The Colorado Department of Public Health and Environment (referred to as CDPHE) believes that our water quality problem is created because we are pumping too much water out of our primary well and that the volume of pumping impedes bank filtration from being able to clean the water sufficiently. This is the first time Greg Levine or I had heard that. CDPHE staff reports they were told that we do that because of a requirement of water rights. We are not sure where this came from and we are currently working with our attorneys as to where this assumption originated. Because of this, they had assumed that we could not fix leaks and improve the problem; we would still have to pump at a rate that is very high.
CDPHE agrees our biggest problem is our downtown infrastructure and the substantial leakage in our system. They are ok with including aggressive leak reduction as part of our water compliance plan which also may make us eligible for additional funds to accomplish our water line replacement plan. If we fix our downtown system and substantially reduce leaks, we will need to pump less water. When we can pump less water, the less expensive solution of bank filtration and UV or some other disinfection method will work to solve our water quality regulatory issue. CDPHE will accept bank filtration and disinfection instead of an expensive treatment plant under that scenario. We will look at another disinfection method besides our current interim method of higher levels of chlorination. They will allow us to delay a solution until we finish our downtown replacement project and aggressive leak program as long as we continue to chlorinate. My recommendation to the BOT will be that we fix our downtown system on an accelerated schedule (two years) starting this fall of 2014 and also to aggressively pursue leak repair in other parts of town both by fixing public water lines and requiring home owners to fix leaks on private property. We hope to reduce the leakage in our system by at least another 50% which will satisfactorily reduce our water pumping rates.

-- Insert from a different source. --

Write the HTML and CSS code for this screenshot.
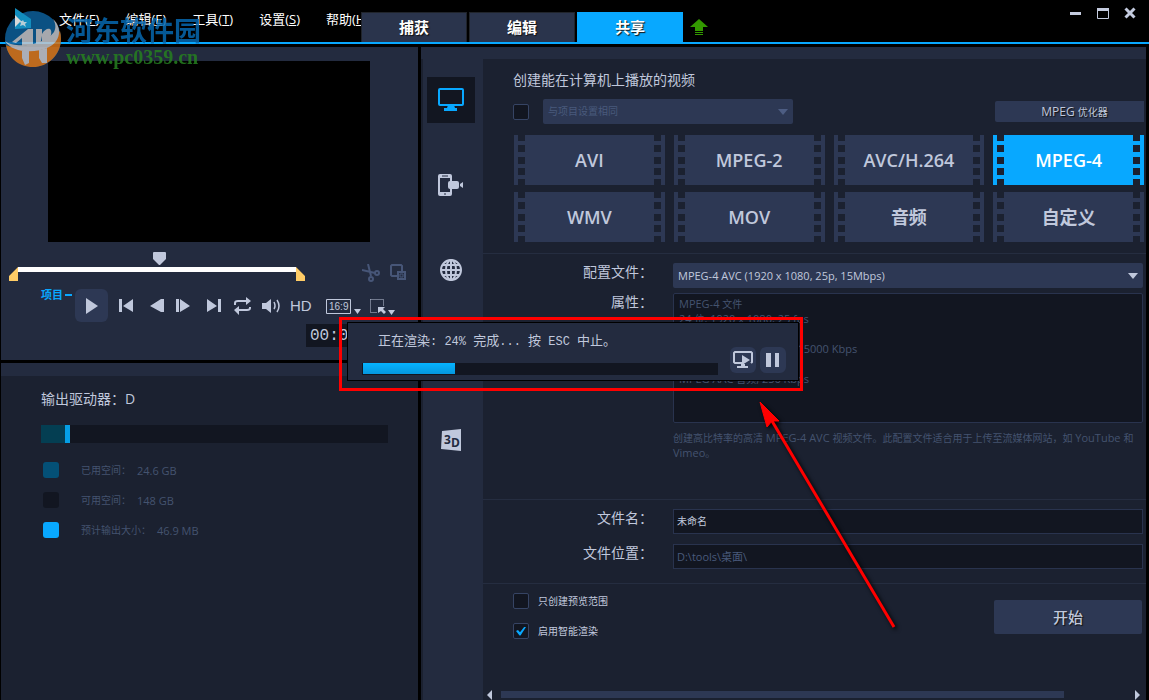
FILE: index.html
```html
<!DOCTYPE html>
<html lang="zh-CN">
<head>
<meta charset="utf-8">
<title>共享</title>
<link rel="stylesheet" href="styles.css">
</head>
<body>
<div class="app">
  <header class="topbar">
    <nav class="menu">
      <button>文件(<u>F</u>)</button>
      <button>编辑(<u>E</u>)</button>
      <button>工具(<u>T</u>)</button>
      <button>设置(<u>S</u>)</button>
      <button>帮助(<u>H</u>)</button>
    </nav>
    <div class="tabs">
      <button class="tab">捕获</button>
      <button class="tab">编辑</button>
      <button class="tab active">共享</button>
      <svg class="upgrade" width="18" height="18" viewBox="0 0 18 18"><path d="M9 0 18 8H13V12H5V8H0ZM5 13H13V14H5ZM5 15H13V16H5Z" fill="#339900"/></svg>
    </div>
    <div class="window-buttons">
      <button aria-label="最小化"><svg width="12" height="12"><path d="M0 5H11V8H0Z" fill="#c4cbdf"/></svg></button>
      <button aria-label="最大化"><svg width="12" height="12"><path d="M.5 1.500H11.500V11.500H.5Z" fill="none" stroke="#c4cbdf"/><path d="M0 1H12V4H0Z" fill="#c4cbdf"/></svg></button>
      <button aria-label="关闭"><svg width="12" height="12"><path d="M1.500 1.500 10.500 10.500M10.500 1.500 1.500 10.500" stroke="#c4cbdf" stroke-width="3"/></svg></button>
    </div>
    <div class="watermark">
      <svg width="58" height="62" viewBox="0 0 58 62">
        <circle cx="28" cy="31" r="28" fill="#0d609b"/>
        <path d="M1 37C14 43 40 39 55 23C60 43 45 59 28 59C13 59 3 49 1 37Z" fill="#d97519"/>
        <path d="M10 0 26 11V20L10 21Z" fill="#16a6e0"/><path d="M10 7 16 13 10 19Z" fill="#fff"/>
        <path d="M0 33C10 41 38 38 49 24C51 20 51 16 48 11C58 20 55 34 44 39C30 46 7 45 0 33Z" fill="#c3c6cc"/>
        <path d="M7 34 23 21H28V37L17 38V30L11 35ZM17 43H24V55L20 57 17 50ZM31 21H37V26C40 20 48 18 46 27L43 34 37 36V28L35 37H31ZM34 42 42 40V55H37L34 50Z" fill="#c3c6cc"/>
        <path d="m18 12 1 2 3 0-2 2 1 3-3-2-3 1 1-3-2-2 3 0Z" fill="#d5f2fd"/>
      </svg>
      <div class="watermark-text"><span class="site-name">河东软件园</span><span class="site-url">www.pc0359.cn</span></div>
    </div>
  </header>

  <div class="workspace">
    <div class="left">
      <section class="preview">
        <div class="screen"></div>
        <div class="trim">
          <svg class="trim-range" width="296" height="30" viewBox="0 0 296 30"><path d="M9 15H287V20H9Z" fill="#fff"/><path d="M9 15V29H0V24ZM287 15V29H296V24Z" fill="#fc6"/><path d="M144 1Q144 0 145 0H156Q157 0 157 1V7L151 13H150L144 7Z" fill="#c0c8dc"/></svg>
          <div class="trim-tools">
            <svg width="18" height="18" viewBox="0 0 18 18" fill="none" stroke="#475678" stroke-width="2"><path d="M6 0 9 12M0 6 13 9"/><circle cx="9" cy="15" r="2"/><circle cx="15" cy="9" r="2"/></svg>
            <svg width="17" height="17" viewBox="0 0 17 17" fill="none" stroke="#475678" stroke-width="2"><path d="M7 12H2L1 11V2L2 1H11L12 2V7"/><path d="M8 8H15V15H8Z"/><path d="M10 10H13V13H10Z" stroke-width="1"/></svg>
          </div>
        </div>
        <div class="transport">
          <span class="mode">项目</span><i class="mode-dash"></i>
          <button class="play" aria-label="播放"><svg width="12" height="16"><path d="M0 0 12 8 0 16Z" fill="#c0c8dc"/></svg></button>
          <svg class="controls" width="300" height="34" viewBox="0 0 300 34" fill="#c0c8dc">
            <path d="M11 10H14V23H11ZM25 10V23L15 17ZM42 17 53 10V23ZM53 10H56V23H53ZM68 10H71V23H68ZM72 10 82 17 72 23ZM99 10 109 17 99 23ZM110 10H113V23H110Z"/>
            <path d="M127 16V14Q127 12 130 12H139M142 18V19Q142 21 139 21H130" fill="none" stroke="#c0c8dc" stroke-width="2"/><path d="m138 8 5 4-5 4ZM131 17 126 21 131 26Z"/>
            <path d="M154 14H158L163 10V24L158 20H154Z"/><path d="M166 13Q168 17 166 20M169 11Q173 17 169 23" fill="none" stroke="#c0c8dc" stroke-width="1.500"/>
            <path d="M218.500 10.500H242.500V24.500H218.500Z" fill="none" stroke="#c0c8dc"/>
            <path d="M246 20H253L249.500 25ZM280 21H287L283.500 26Z"/>
            <path d="M262.500 10.500H275.500V17M262.500 10.500V23.500H269" fill="none" stroke="#c0c8dc" stroke-dasharray="1 1"/><path d="M270 18H277L275 20 278 23 276 25 273 22 270 24Z"/>
            <text x="182" y="22" font-size="15">HD</text><text x="221" y="21" font-size="10">16:9</text>
          </svg>
        </div>
        <div class="timecode">00:00:00</div>
      </section>
      <section class="drive">
        <div class="drive-head"></div>
        <h2>输出驱动器：<span>D</span></h2>
        <div class="drive-bar"><i style="width:7%"></i><b></b></div>
        <ul>
          <li><i class="used"></i>已用空间：<span>24.6 GB</span></li>
          <li><i class="free"></i>可用空间：<span>148 GB</span></li>
          <li><i class="estimated"></i>预计输出大小：<span>46.9 MB</span></li>
        </ul>
      </section>
    </div>

    <div class="right">
      <nav class="targets">
        <button class="selected" aria-label="计算机"><svg width="26" height="24" viewBox="0 0 26 24"><rect x="1" y="1" width="24" height="16" rx="1" fill="none" stroke="#08a8ff" stroke-width="2"/><path d="M10 17H16L17 20H19V23H6V20H9Z" fill="#08a8ff"/></svg></button>
        <button aria-label="设备"><svg width="26" height="23" viewBox="0 0 26 23"><path d="M2 0H12Q14 0 14 2V7H12V4H2V18H12V15H14V20Q14 22 12 22H2Q0 22 0 20V2Q0 0 2 0Z" fill="#c0c8dc"/><rect x="10" y="7" width="11" height="8" rx="2" fill="#c0c8dc"/><path d="M22 10 25 8V14L22 12Z" fill="#c0c8dc"/><path d="M4 2H10M6 20H8" stroke="#232b3f"/></svg></button>
        <button aria-label="网络"><svg width="22" height="22" viewBox="0 0 22 22" fill="none" stroke="#c0c8dc" stroke-width="2"><circle cx="11" cy="11" r="10"/><ellipse cx="11" cy="11" rx="5" ry="10"/><path d="M11 1V21M1 11H21M3 6H19M3 16H19"/></svg></button>
        <button aria-label="DVD"></button>
        <button aria-label="3D 影片"><svg width="20" height="22" viewBox="0 0 20 22"><path d="M1 2 20 0V22L0 20Z" fill="#c0c8dc"/><text x="3" y="15" class="three-d">3</text><text x="10" y="18" class="three-d">D</text></svg></button>
      </nav>
      <main>
        <section class="formats">
          <h1>创建能在计算机上播放的视频</h1>
          <div class="same-row">
            <input type="checkbox" aria-label="与项目设置相同">
            <div class="select small dim"><select aria-label="项目设置" disabled><option>与项目设置相同</option></select></div>
            <button class="optimizer">MPEG <span class="cn">优化器</span></button>
          </div>
          <div class="film-grid">
            <button class="film">AVI</button><button class="film">MPEG-2</button><button class="film">AVC/H.264</button><button class="film on">MPEG-4</button>
            <button class="film">WMV</button><button class="film">MOV</button><button class="film">音频</button><button class="film">自定义</button>
          </div>
        </section>
        <section class="profile form">
          <label for="profile">配置文件：</label>
          <div class="select"><select id="profile"><option>MPEG-4 AVC (1920 x 1080, 25p, 15Mbps)</option></select></div>
          <span class="label">属性：</span>
          <div class="properties">MPEG-4 <span class="cn">文件</span><br>24 <span class="cn">位</span>, 1920 x 1080, 25 fps<br><br><span class="cn">视频数据速率：可变 (最高</span> 15000 Kbps<br><br>MPEG AAC <span class="cn">音频</span>, 256 Kbps</div>
          <p><span class="cn">创建高比特率的高清</span> MPEG-4 AVC <span class="cn">视频文件。此配置文件适合用于上传至流媒体网站，如</span> YouTube <span class="cn">和</span> Vimeo<span class="cn">。</span></p>
        </section>
        <section class="file form">
          <label for="name">文件名：</label><input id="name" class="cn" type="text" value="未命名">
          <label for="location">文件位置：</label><input id="location" class="dim" type="text" value="D:\tools\桌面\">
        </section>
        <section class="render">
          <div class="options">
            <label><input type="checkbox"><span>只创建预览范围</span></label>
            <label><input type="checkbox" checked><span>启用智能渲染</span></label>
          </div>
          <button class="start">开始</button>
        </section>
        <div class="scrollbar"><svg width="6" height="10"><path d="M5 0V10L0 5Z" fill="#c0c8dc"/></svg><div class="track"><i></i></div><svg width="6" height="10"><path d="M0 0V10L5 5Z" fill="#c0c8dc"/></svg></div>
      </main>
    </div>
  </div>

  <div class="callout">
    <div class="dialog" role="dialog" aria-label="正在渲染">
      <div class="status">
        <p><span>正在渲染</span>: 24% <span>完成</span>... <span>按</span> ESC <span>中止。</span></p>
        <div class="progress"><i style="width:26%"></i></div>
      </div>
      <button aria-label="预览"><svg width="20" height="18" viewBox="0 0 20 18"><path d="M11 12H2L1 11V2L2 1H18L19 2V11L18 12" fill="none" stroke="#c0c8dc" stroke-width="2"/><path d="M9 4 17 9 9 14ZM8 13H12V15H15V17H4V15H8Z" fill="#c0c8dc"/></svg></button>
      <button aria-label="暂停"><svg width="14" height="14"><path d="M0 0H5V14H0ZM9 0H13V14H9Z" fill="#c0c8dc"/></svg></button>
    </div>
  </div>
  <svg class="arrow" width="140" height="230" viewBox="0 0 140 230"><path d="M13 20 135 226" stroke="#f00" stroke-width="3"/><path d="M1 1 20 20 13 20 8 26Z" fill="#f00" stroke="#f00"/></svg>
</div>
</body>
</html>
```

FILE: styles.css
```css
:root {
  --panel: #232b3f;
  --dark: #1b2130;
  --control: #2d3854;
  --well: #121621;
  --text: #c0c8dc;
  --dim: #44536f;
  --blue: #08a8ff;
}
* { box-sizing: border-box; margin: 0; padding: 0; }
body { background: #000; color: var(--text); font: 11px/15px "Open Sans", "Noto Sans CJK SC", sans-serif; }
button, input, select { font: inherit; color: inherit; border: 0; background: none; }
svg { display: block; flex: none; }
i { display: block; }
.cn { font-size: 10px; line-height: 10px; }
.app { position: relative; display: flex; flex-direction: column; min-height: 100vh; overflow: hidden; }

.topbar { position: relative; display: flex; height: 44px; border-bottom: 2px solid var(--blue); }
.menu { display: flex; flex: none; width: 361px; height: 38px; padding-left: 59px; gap: 26px; overflow: hidden; color: #fff; font-size: 13px; }
.menu button { flex: none; white-space: nowrap; }
.tabs { display: flex; gap: 2px; align-items: flex-end; }
.tab { width: 106px; height: 30px; background: #2a344c; border: 1px solid #20242b; border-bottom: 0; color: #fff; font-size: 15px; font-weight: bold; text-shadow: 1px 1px 1px #111; }
.tab.active { background: var(--blue); border-color: var(--blue); }
.upgrade { margin: 0 0 5px 5px; }
.window-buttons { display: flex; gap: 15px; margin-left: auto; padding: 6px 13px 0 0; height: 20px; }
.watermark { position: absolute; left: 5px; top: 8px; display: flex; gap: 3px; z-index: 2; opacity: .85; }
.watermark-text { display: flex; flex-direction: column; padding-top: 6px; font-weight: bold; }
.site-name { color: #0668b0; font-size: 27px; line-height: 33px; }
.site-url { color: #268020; font-family: "Liberation Serif", serif; font-size: 20px; line-height: 20px; }

.workspace { display: grid; grid-template-columns: 417fr 725fr; gap: 3px; flex: 1; padding: 3px 3px 0 1px; }
.left { display: flex; flex-direction: column; gap: 3px; min-width: 0; }
.preview { display: flex; flex-direction: column; height: 313px; background: var(--panel); padding-top: 14px; }
.screen { height: 181px; margin: 0 48px 0 47px; background: #000; }
.trim { display: flex; justify-content: space-between; padding: 10px 11px 0 8px; }
.trim-tools { display: flex; gap: 10px; padding-top: 12px; }
.transport { display: flex; align-items: flex-start; padding-left: 40px; height: 42px; margin-top: 7px; }
.mode { flex: none; white-space: nowrap; color: var(--blue); font-size: 11px; font-weight: bold; line-height: 12px; }
.mode-dash { flex: none; width: 7px; height: 2px; margin: 5px 3px 0 2px; background: var(--blue); }
.play { display: grid; place-items: center; flex: none; width: 33px; height: 33px; border-radius: 6px; background: var(--control); }
.controls { font-family: "Liberation Sans", sans-serif; }
.timecode { align-self: flex-end; width: 112px; height: 23px; margin-top: -7px; padding-left: 4px; background: var(--well); font: 16px/24px "Liberation Mono", monospace; }

.drive { flex: 1; background: var(--dark); }
.drive-head { height: 13px; background: var(--panel); }
.drive h2 { padding: 13px 40px 0; font-size: 14px; line-height: 20px; font-weight: normal; }
.drive-bar { display: flex; height: 18px; margin: 16px 30px 12px 40px; background: var(--well); }
.drive-bar i { background: #043e52; }
.drive-bar b { width: 5px; background: #059fe6; }
.drive ul { list-style: none; padding-left: 42px; color: var(--dim); }
.drive li { display: flex; align-items: center; height: 30px; font-size: 10px; }
.drive li i { width: 16px; height: 16px; margin-right: 22px; border-radius: 3px; }
.drive li span { margin-left: 6px; font-size: 11px; }
.used { background: #045076; }
.free { background: var(--well); }
.estimated { background: var(--blue); }

.right { display: flex; min-width: 0; background: var(--dark); border-top: 12px solid var(--panel); }
.targets { flex: none; width: 60px; margin-left: 2px; padding-top: 18px; background: var(--panel); }
.targets button { display: grid; place-items: center; width: 48px; height: 46px; margin: 0 4px 39px; }
.targets .selected { background: var(--well); }
.three-d { font: bold 12px "Open Sans", sans-serif; fill: var(--panel); }
main { display: flex; flex-direction: column; flex: 1; min-width: 0; }
.profile, .file, .render { border-top: 1px solid #252d40; }
.formats { padding: 11px 2px 11px 30px; }
h1 { font-size: 14px; line-height: 20px; font-weight: normal; }
.same-row { display: flex; align-items: center; margin: 9px 0 11px; }
input[type="checkbox"] { appearance: none; display: grid; place-items: center; flex: none; width: 16px; height: 16px; border: 1px solid #364464; border-radius: 2px; background: var(--well); }
input[type="checkbox"]:checked::before { content: ""; width: 10px; height: 9px; background: var(--blue); clip-path: polygon(0 50%, 20% 40%, 40% 65%, 85% 0, 100% 5%, 45% 100%, 35% 100%); }
.select { position: relative; height: 25px; border-radius: 2px; background: var(--control); }
.select select { appearance: none; width: 100%; height: 25px; padding: 0 22px 0 5px; opacity: 1; }
.select::after { content: ""; position: absolute; right: 5px; top: 10px; border: 5px solid transparent; border-top: 6px solid var(--text); border-bottom: 0; }
.select.small { width: 250px; margin-left: 14px; font-size: 10px; }
.select.dim::after { border-top-color: #4d5d83; }
.dim { color: #495a7c; }
.optimizer { width: 149px; height: 21px; margin-left: auto; padding-left: 10px; border-radius: 2px 0 0 2px; background: var(--control); font-size: 12px; text-shadow: 1px 1px 1px #111; }
.film-grid { display: grid; grid-template-columns: repeat(4, 1fr); gap: 7px 9px; padding-left: 1px; }
.film { position: relative; height: 50px; background: var(--control); font-size: 18px; font-weight: 600; }
.film.on { background: var(--blue); color: #fff; }
.film::before, .film::after { content: ""; position: absolute; top: 0; bottom: 0; width: 7px; background: linear-gradient(var(--dark) 6px, transparent 6px 10px, var(--dark) 10px 17px, transparent 17px 22px, var(--dark) 22px 29px, transparent 29px 33px, var(--dark) 33px 40px, transparent 40px 44px, var(--dark) 44px); }
.film::before { left: 4px; }
.film::after { right: 4px; }

.form { display: grid; grid-template-columns: 160px 1fr; column-gap: 30px; padding-right: 3px; }
.form > label, .label { justify-self: end; font-size: 14px; line-height: 18px; margin-right: -10px; white-space: nowrap; }
.profile { height: 246px; padding-top: 9px; grid-template-rows: 25px 130px auto; row-gap: 5px; }
.properties { padding: 2px 5px; border: 1px solid #29334e; border-radius: 2px; background: var(--well); color: var(--dim); }
.profile p { grid-column: 2; margin-top: 2px; color: var(--dim); }
.file { height: 84px; padding-top: 9px; grid-template-rows: 25px 25px; row-gap: 10px; }
.file input { width: 100%; height: 25px; padding: 0 3px 2px; border: 1px solid #29334e; background: var(--well); }
.render { display: flex; justify-content: space-between; padding: 9px 4px 0 30px; }
.options { display: flex; flex-direction: column; gap: 14px; }
.options label { display: flex; align-items: center; gap: 9px; height: 16px; font-size: 10px; }
.start { width: 148px; height: 34px; margin-top: 7px; border-radius: 2px; background: var(--control); font-size: 15px; font-weight: 500; text-shadow: 1px 1px 1px #111; }
.scrollbar { display: flex; align-items: center; gap: 8px; margin-top: auto; padding: 0 5px 0 4px; height: 11px; }
.track { flex: 1; }
.track i { width: 90%; height: 7px; background: var(--control); }

.callout { position: absolute; left: 339px; top: 317px; width: 464px; height: 74px; padding: 2px 1px 8px 5px; border: 3px solid #f00; }
.dialog { display: flex; height: 59px; padding: 0 12px 0 14px; border: 1px solid #000; background: var(--panel); }
.status { flex: 1; margin-right: 8px; padding-top: 11px; }
.status p { padding-left: 16px; font: 12px/16px "Liberation Mono", "Noto Sans CJK SC", monospace; white-space: nowrap; }
.status p span { font-size: 13px; }
.progress { height: 12px; margin-top: 13px; padding-left: 1px; background: var(--well); }
.progress i { height: 11px; background: linear-gradient(#05b4ff, #0597df); }
.dialog button { display: grid; place-items: center; width: 26px; height: 26px; margin: 24px 0 0 4px; border-radius: 6px; background: var(--control); }
.arrow { position: absolute; left: 759px; top: 401px; filter: drop-shadow(2px 2px 2px #000); }
```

In addition, a public works engineer we have been working with believes that we can fix our wastewater problem for around $20,000, which is $100,000 less than we expected. We will continue to analyze that situation and bring a recommendation to the BOT for wastewater plant improvements when we have a solid plan.
Here is the skeleton water compliance plan I proposed to the state. I am working on getting additional funding and when I have all the information, I’ll be bringing a recommendation on how to proceed to the BOT. Please note that our current water quality is safe, this is a regulatory issue. Also, we will have to continue to raise water rates at what I now believe is a most reasonable level to fund these improvements.
1. Start right away on the bank filtration study according to CDPHE parameters (Greg Levine)
2. Get the downtown water and sewer system replacement project ready to bid for fall 2014 first phase construction. Do the heaviest trafficked streets first as far as budget will allow. We can put all of the $200,000 budgeted for well replacement, our $200,000 EIG grant and $100,000 budgeted for the wastewater treatment plant to do a first phase downtown replacement section in fall of 2014. That way we will do the most trafficked section and get it out of the way while we work on the less trafficked sections in 2015 and 2016. I am working with the Colorado Department of Local Affairs and CDPHE to see if we can get additional funds for the fall first phase.
3. Apply for $2 million from Energy impact in August for the second phase in spring of 2015 and do as much leak repair and downtown work as we can. We will have to match this with loan or some other grant at least $750,000. At this point, we could be finished but if not we would wind up all repairs in 2016.
4. Start the CDPHE required Preliminary Engineering Report in order to help secure additional funding.
5. At the conclusion of the downtown replacement project plus aggressive leak repair elsewhere in town, we most likely will reduce our need for water to the point that we do not have to build a treatment plant.
We will be recommending to the BOT that we approach the downtown replacement as a multi-year contract to keep the bids lower.
There are consequences to this approach. We have to notify our citizens that we are in violation every month we don’t have treatment from February 2015 onward until we are completely done meeting our water quality compliance plan requirements (hence, the benefit in accelerating the replacement and leak repair plan). The notices are onerous and we will have to continue to do public education and keep everyone informed so no one misinterprets the notices.